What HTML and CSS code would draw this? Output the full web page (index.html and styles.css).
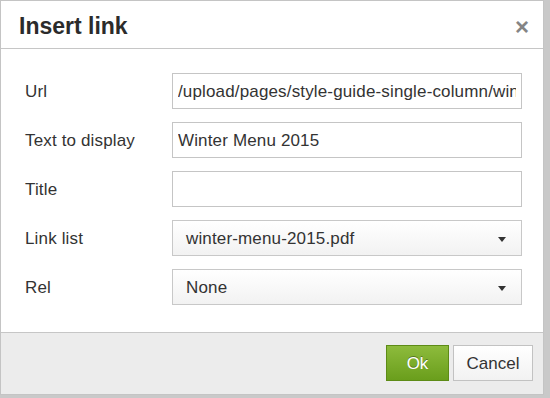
FILE: index.html
```html
<!DOCTYPE html>
<html lang="en">
<head>
  <meta charset="UTF-8" />
  <meta name="viewport" content="width=device-width, initial-scale=1.0"/>
  <title>Insert link</title>
  <link rel="stylesheet" href="styles.css">
</head>
<body>
  <div class="dialog">
    <div class="dialog-head">
      <h1>Insert link</h1>
      <button class="close" type="button">&times;</button>
    </div>

    <form class="dialog-body" id="linkForm">
      <div class="row">
        <label for="url">Url</label>
        <input type="text" id="url" value="/upload/pages/style-guide-single-column/winter-menu-2015.pdf" />
      </div>
      <div class="row">
        <label for="text">Text to display</label>
        <input type="text" id="text" value="Winter Menu 2015" />
      </div>
      <div class="row">
        <label for="title">Title</label>
        <input type="text" id="title" value="" />
      </div>
      <div class="row">
        <label>Link list</label>
        <div class="select"><span>winter-menu-2015.pdf</span><i class="caret"></i></div>
      </div>
      <div class="row">
        <label>Rel</label>
        <div class="select"><span>None</span><i class="caret"></i></div>
      </div>
    </form>

    <div class="dialog-foot">
      <button class="btn btn-ok" type="button">Ok</button>
      <button class="btn" type="button">Cancel</button>
    </div>
  </div>
</body>
</html>
```

FILE: styles.css
```css
* {
  box-sizing: border-box;
  margin: 0;
  padding: 0;
}

body {
  font-family: 'Liberation Sans', Arial, sans-serif;
  background-color: #c9c9c9;
  color: #333;
  height: 398px;
  overflow: hidden;
}

.dialog {
  width: 544px;
  height: 395px;
  background: #fff;
  border: 1px solid #c4c4c4;
  display: flex;
  flex-direction: column;
}

.dialog-head {
  height: 48px;
  border-bottom: 1px solid #c6c6c6;
  display: flex;
  align-items: center;
  justify-content: space-between;
  padding: 0 14px 0 18px;
}

.dialog-head h1 {
  font-size: 23px;
  font-weight: bold;
  color: #2b2b2b;
  padding-top: 4px;
}

.close {
  border: none;
  background: none;
  font-family: 'Liberation Sans', Arial, sans-serif;
  font-size: 24px;
  font-weight: bold;
  color: #858585;
  line-height: 1;
  padding-top: 4px;
}

.dialog-body {
  flex: 1;
  padding: 24px 21px 0 24px;
  display: flex;
  flex-direction: column;
  gap: 13px;
}

.row {
  display: flex;
  align-items: center;
  height: 36px;
}

.row label {
  width: 147px;
  font-size: 17px;
  letter-spacing: 0.15px;
  color: #333;
  padding-top: 2px;
}

.row input,
.select {
  flex: 1;
  height: 36px;
  border: 1px solid #c5c5c5;
  font-family: 'Liberation Sans', Arial, sans-serif;
  font-size: 17px;
  letter-spacing: 0.15px;
  color: #333;
}

.row input {
  padding: 2px 5px 0;
  outline: none;
  background: #fff;
}

.select {
  display: flex;
  align-items: center;
  justify-content: space-between;
  padding: 2px 13px 0;
  background: linear-gradient(#fff, #f2f2f2);
  border-color: #c8c8c8;
}

.caret {
  width: 0;
  height: 0;
  border-left: 4px solid transparent;
  border-right: 4px solid transparent;
  border-top: 5px solid #333;
  margin-right: 2px;
}

.dialog-foot {
  height: 62px;
  border-top: 1px solid #c6c6c6;
  background: #ececec;
  display: flex;
  justify-content: flex-end;
  align-items: center;
  gap: 4px;
  padding: 0 10px 1px 0;
}

.btn {
  height: 36px;
  width: 80px;
  border: 1px solid #c2c2c2;
  background: linear-gradient(#fff, #f2f2f2);
  font-family: 'Liberation Sans', Arial, sans-serif;
  font-size: 17px;
  color: #333;
  padding-top: 2px;
}

.btn-ok {
  width: 63px;
  border-color: #5d8b16;
  background: linear-gradient(#8dbb3c, #6a9e1c);
  color: #fff;
  text-shadow: 0 -1px 0 rgba(0, 0, 0, 0.35);
}
```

* * *

— Directive —
Using the listing above, show every line that includes the string "styles".

— Result below —
What HTML and CSS code would draw this? Output the full web page (index.html and styles.css).
  <link rel="stylesheet" href="styles.css">
FILE: styles.css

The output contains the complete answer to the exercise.